Tally the lines holding the word "components" and state the count by itself.

(Supplied material):
--- BEGIN ---

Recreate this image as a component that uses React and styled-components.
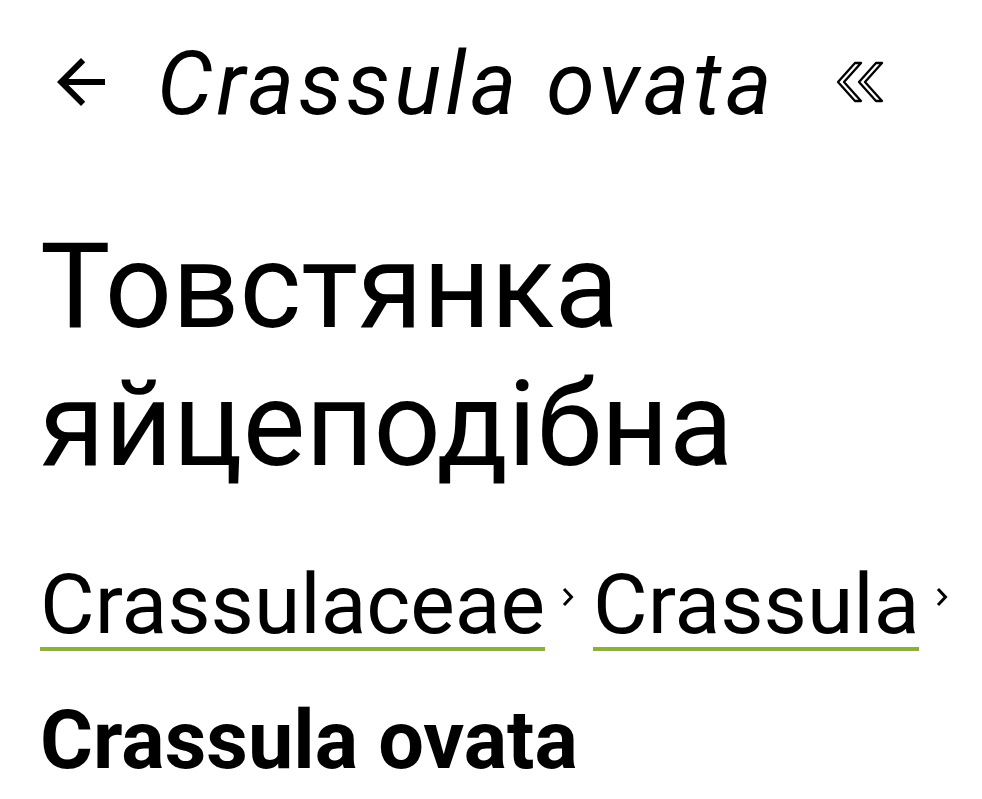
import React from 'react';
import styled, { createGlobalStyle } from 'styled-components';

const GlobalStyle = createGlobalStyle`
    body {
        margin: 0;
        background: #ffffff;
        font-family: Roboto, "Noto Sans", sans-serif;
        color: #000;
    }
`

const Page = styled.div`
    padding: 0 40px;
`

const TopBar = styled.div`
    display: flex;
    align-items: center;
    height: 140px;
    padding-top: 24px;
    box-sizing: border-box;
`

const IconButton = styled.button`
    border: none;
    background: none;
    padding: 0;
    margin: ${p => p.$margin || '0'};
    display: flex;
    align-items: center;
    justify-content: center;
    width: ${p => p.$w}px;
    height: ${p => p.$h}px;
    color: #000;
`

const BarTitle = styled.h2`
    margin: 4px 0 0 40px;
    font-style: italic;
    font-weight: 400;
    font-size: 88px;
    letter-spacing: 4px;
    line-height: 1;
`

const CommonName = styled.h1`
    margin: 78px 0 0;
    font-weight: 400;
    font-size: 118px;
    line-height: 138px;
`

const Crumbs = styled.nav`
    display: flex;
    align-items: flex-start;
    margin-top: 69px;
`

const Crumb = styled.a`
    font-size: 84px;
    line-height: 1;
    color: #000;
    text-decoration: none;
    border-bottom: 4px solid #8bb13c;
`

const Sep = styled.span`
    display: flex;
    margin: 24px ${p => p.$right}px 0 17px;
`

const Latin = styled.div`
    margin-top: 42px;
    font-weight: 700;
    font-size: 81px;
`

function BackArrow() {
    return (
        <svg width="72" height="72" viewBox="0 0 24 24">
            <path d="M20 11H7.83l5.59-5.59L12 4l-8 8 8 8 1.41-1.41L7.83 13H20v-2z" fill="currentColor" />
        </svg>
    );
}

function Collapse() {
    return (
        <svg width="48" height="44" viewBox="0 0 48 44" fill="none" stroke="currentColor" strokeWidth="2.3" strokeLinejoin="round">
            <path d="M2 22 L19 3 H25 L8 22 L25 41 H19 Z" />
            <path d="M23 22 L40 3 H46 L29 22 L46 41 H40 Z" />
        </svg>
    );
}

function ChevronSmall() {
    return (
        <svg width="12" height="20" viewBox="0 0 12 20" fill="none" stroke="currentColor" strokeWidth="3">
            <path d="M2 2 L9.5 10 L2 18" />
        </svg>
    );
}

export default function App() {
    return (
        <>
            <GlobalStyle />
            <Page>
                <TopBar>
                    <IconButton $w={72} $h={72} $margin="0 0 0 5px"><BackArrow /></IconButton>
                    <BarTitle>Crassula ovata</BarTitle>
                    <IconButton $w={48} $h={44} $margin="0 0 0 60px"><Collapse /></IconButton>
                </TopBar>
                <CommonName>Товстянка яйцеподібна</CommonName>
                <Crumbs>
                    <Crumb href="#">Crassulaceae</Crumb>
                    <Sep $right={19}><ChevronSmall /></Sep>
                    <Crumb href="#">Crassula</Crumb>
                    <Sep $right={0}><ChevronSmall /></Sep>
                </Crumbs>
                <Latin>Crassula ovata</Latin>
            </Page>
        </>
    );
}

--- END ---

(Reply):
2